What is being asked:
Output every line of the material exactly, omitting images.

----------------------------------------

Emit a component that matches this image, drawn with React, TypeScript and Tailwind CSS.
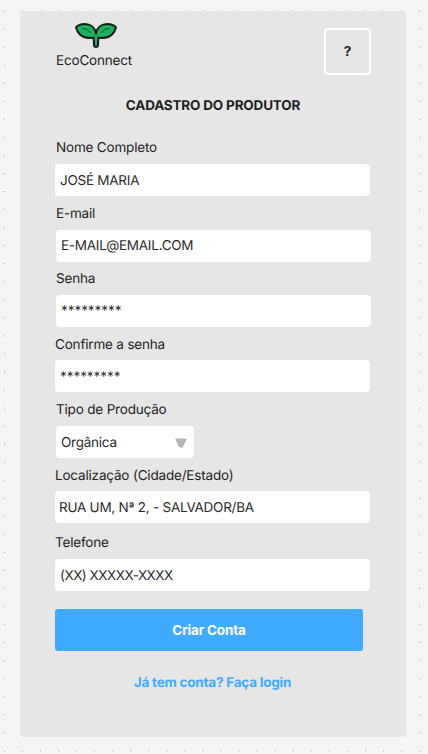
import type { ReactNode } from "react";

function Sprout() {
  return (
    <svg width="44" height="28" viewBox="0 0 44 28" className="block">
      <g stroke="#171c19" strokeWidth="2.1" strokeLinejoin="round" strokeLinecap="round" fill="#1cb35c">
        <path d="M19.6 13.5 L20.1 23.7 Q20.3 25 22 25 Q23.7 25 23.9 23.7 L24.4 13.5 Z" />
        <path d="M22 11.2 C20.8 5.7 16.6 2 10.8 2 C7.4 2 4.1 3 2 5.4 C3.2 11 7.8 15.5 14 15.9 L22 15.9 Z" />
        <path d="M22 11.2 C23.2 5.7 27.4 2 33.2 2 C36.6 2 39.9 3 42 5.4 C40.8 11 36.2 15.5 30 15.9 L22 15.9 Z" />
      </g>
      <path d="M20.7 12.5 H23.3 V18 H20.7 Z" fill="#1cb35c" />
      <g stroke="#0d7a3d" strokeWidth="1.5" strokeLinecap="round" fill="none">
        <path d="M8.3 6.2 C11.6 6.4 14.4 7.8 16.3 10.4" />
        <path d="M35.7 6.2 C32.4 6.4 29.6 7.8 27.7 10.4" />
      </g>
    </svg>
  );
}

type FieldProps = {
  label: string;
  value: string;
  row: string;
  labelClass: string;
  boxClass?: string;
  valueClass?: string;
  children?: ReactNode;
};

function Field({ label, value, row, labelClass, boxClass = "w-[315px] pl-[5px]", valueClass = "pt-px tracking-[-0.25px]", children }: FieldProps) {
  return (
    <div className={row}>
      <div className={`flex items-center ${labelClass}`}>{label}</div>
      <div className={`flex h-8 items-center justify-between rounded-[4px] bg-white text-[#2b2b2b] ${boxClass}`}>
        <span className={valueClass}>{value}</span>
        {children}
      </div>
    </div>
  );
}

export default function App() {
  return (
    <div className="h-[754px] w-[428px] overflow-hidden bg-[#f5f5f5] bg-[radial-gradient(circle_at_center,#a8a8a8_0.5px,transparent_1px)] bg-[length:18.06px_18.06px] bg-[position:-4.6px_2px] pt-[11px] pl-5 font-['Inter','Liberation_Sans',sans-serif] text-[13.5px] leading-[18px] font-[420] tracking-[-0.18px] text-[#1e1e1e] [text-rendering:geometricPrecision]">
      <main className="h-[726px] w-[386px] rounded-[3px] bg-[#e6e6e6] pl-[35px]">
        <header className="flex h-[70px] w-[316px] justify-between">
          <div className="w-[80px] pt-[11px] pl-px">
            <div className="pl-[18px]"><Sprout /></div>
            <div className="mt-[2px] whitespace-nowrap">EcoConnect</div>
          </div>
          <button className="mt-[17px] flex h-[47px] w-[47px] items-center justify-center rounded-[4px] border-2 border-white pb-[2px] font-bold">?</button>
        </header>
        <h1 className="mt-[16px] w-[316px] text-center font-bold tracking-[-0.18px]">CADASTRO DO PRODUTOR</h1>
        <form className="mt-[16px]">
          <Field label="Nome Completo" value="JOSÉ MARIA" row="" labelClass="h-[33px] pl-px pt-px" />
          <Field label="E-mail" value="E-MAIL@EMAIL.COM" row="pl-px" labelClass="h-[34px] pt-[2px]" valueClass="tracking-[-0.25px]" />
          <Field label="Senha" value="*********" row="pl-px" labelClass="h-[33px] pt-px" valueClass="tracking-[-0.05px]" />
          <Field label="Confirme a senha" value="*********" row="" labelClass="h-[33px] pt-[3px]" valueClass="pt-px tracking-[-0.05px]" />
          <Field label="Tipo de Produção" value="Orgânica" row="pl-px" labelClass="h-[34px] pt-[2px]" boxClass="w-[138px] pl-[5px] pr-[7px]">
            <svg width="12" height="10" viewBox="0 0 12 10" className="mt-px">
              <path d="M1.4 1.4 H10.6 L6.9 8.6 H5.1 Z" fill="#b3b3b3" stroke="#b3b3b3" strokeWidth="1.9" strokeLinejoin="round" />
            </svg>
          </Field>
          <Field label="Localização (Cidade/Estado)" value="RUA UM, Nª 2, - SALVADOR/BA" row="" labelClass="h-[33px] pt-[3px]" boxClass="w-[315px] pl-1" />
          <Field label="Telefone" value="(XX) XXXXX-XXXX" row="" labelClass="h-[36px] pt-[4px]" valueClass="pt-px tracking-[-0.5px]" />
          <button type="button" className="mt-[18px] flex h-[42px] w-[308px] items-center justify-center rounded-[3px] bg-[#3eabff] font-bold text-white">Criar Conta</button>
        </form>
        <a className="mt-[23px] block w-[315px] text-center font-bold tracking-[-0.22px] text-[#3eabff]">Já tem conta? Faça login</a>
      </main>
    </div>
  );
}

----------------------------------------

Complete output:
Emit a component that matches this image, drawn with React, TypeScript and Tailwind CSS.
import type { ReactNode } from "react";

function Sprout() {
  return (
    <svg width="44" height="28" viewBox="0 0 44 28" className="block">
      <g stroke="#171c19" strokeWidth="2.1" strokeLinejoin="round" strokeLinecap="round" fill="#1cb35c">
        <path d="M19.6 13.5 L20.1 23.7 Q20.3 25 22 25 Q23.7 25 23.9 23.7 L24.4 13.5 Z" />
        <path d="M22 11.2 C20.8 5.7 16.6 2 10.8 2 C7.4 2 4.1 3 2 5.4 C3.2 11 7.8 15.5 14 15.9 L22 15.9 Z" />
        <path d="M22 11.2 C23.2 5.7 27.4 2 33.2 2 C36.6 2 39.9 3 42 5.4 C40.8 11 36.2 15.5 30 15.9 L22 15.9 Z" />
      </g>
      <path d="M20.7 12.5 H23.3 V18 H20.7 Z" fill="#1cb35c" />
      <g stroke="#0d7a3d" strokeWidth="1.5" strokeLinecap="round" fill="none">
        <path d="M8.3 6.2 C11.6 6.4 14.4 7.8 16.3 10.4" />
        <path d="M35.7 6.2 C32.4 6.4 29.6 7.8 27.7 10.4" />
      </g>
    </svg>
  );
}

type FieldProps = {
  label: string;
  value: string;
  row: string;
  labelClass: string;
  boxClass?: string;
  valueClass?: string;
  children?: ReactNode;
};

function Field({ label, value, row, labelClass, boxClass = "w-[315px] pl-[5px]", valueClass = "pt-px tracking-[-0.25px]", children }: FieldProps) {
  return (
    <div className={row}>
      <div className={`flex items-center ${labelClass}`}>{label}</div>
      <div className={`flex h-8 items-center justify-between rounded-[4px] bg-white text-[#2b2b2b] ${boxClass}`}>
        <span className={valueClass}>{value}</span>
        {children}
      </div>
    </div>
  );
}

export default function App() {
  return (
    <div className="h-[754px] w-[428px] overflow-hidden bg-[#f5f5f5] bg-[radial-gradient(circle_at_center,#a8a8a8_0.5px,transparent_1px)] bg-[length:18.06px_18.06px] bg-[position:-4.6px_2px] pt-[11px] pl-5 font-['Inter','Liberation_Sans',sans-serif] text-[13.5px] leading-[18px] font-[420] tracking-[-0.18px] text-[#1e1e1e] [text-rendering:geometricPrecision]">
      <main className="h-[726px] w-[386px] rounded-[3px] bg-[#e6e6e6] pl-[35px]">
        <header className="flex h-[70px] w-[316px] justify-between">
          <div className="w-[80px] pt-[11px] pl-px">
            <div className="pl-[18px]"><Sprout /></div>
            <div className="mt-[2px] whitespace-nowrap">EcoConnect</div>
          </div>
          <button className="mt-[17px] flex h-[47px] w-[47px] items-center justify-center rounded-[4px] border-2 border-white pb-[2px] font-bold">?</button>
        </header>
        <h1 className="mt-[16px] w-[316px] text-center font-bold tracking-[-0.18px]">CADASTRO DO PRODUTOR</h1>
        <form className="mt-[16px]">
          <Field label="Nome Completo" value="JOSÉ MARIA" row="" labelClass="h-[33px] pl-px pt-px" />
          <Field label="E-mail" value="E-MAIL@EMAIL.COM" row="pl-px" labelClass="h-[34px] pt-[2px]" valueClass="tracking-[-0.25px]" />
          <Field label="Senha" value="*********" row="pl-px" labelClass="h-[33px] pt-px" valueClass="tracking-[-0.05px]" />
          <Field label="Confirme a senha" value="*********" row="" labelClass="h-[33px] pt-[3px]" valueClass="pt-px tracking-[-0.05px]" />
          <Field label="Tipo de Produção" value="Orgânica" row="pl-px" labelClass="h-[34px] pt-[2px]" boxClass="w-[138px] pl-[5px] pr-[7px]">
            <svg width="12" height="10" viewBox="0 0 12 10" className="mt-px">
              <path d="M1.4 1.4 H10.6 L6.9 8.6 H5.1 Z" fill="#b3b3b3" stroke="#b3b3b3" strokeWidth="1.9" strokeLinejoin="round" />
            </svg>
          </Field>
          <Field label="Localização (Cidade/Estado)" value="RUA UM, Nª 2, - SALVADOR/BA" row="" labelClass="h-[33px] pt-[3px]" boxClass="w-[315px] pl-1" />
          <Field label="Telefone" value="(XX) XXXXX-XXXX" row="" labelClass="h-[36px] pt-[4px]" valueClass="pt-px tracking-[-0.5px]" />
          <button type="button" className="mt-[18px] flex h-[42px] w-[308px] items-center justify-center rounded-[3px] bg-[#3eabff] font-bold text-white">Criar Conta</button>
        </form>
        <a className="mt-[23px] block w-[315px] text-center font-bold tracking-[-0.22px] text-[#3eabff]">Já tem conta? Faça login</a>
      </main>
    </div>
  );
}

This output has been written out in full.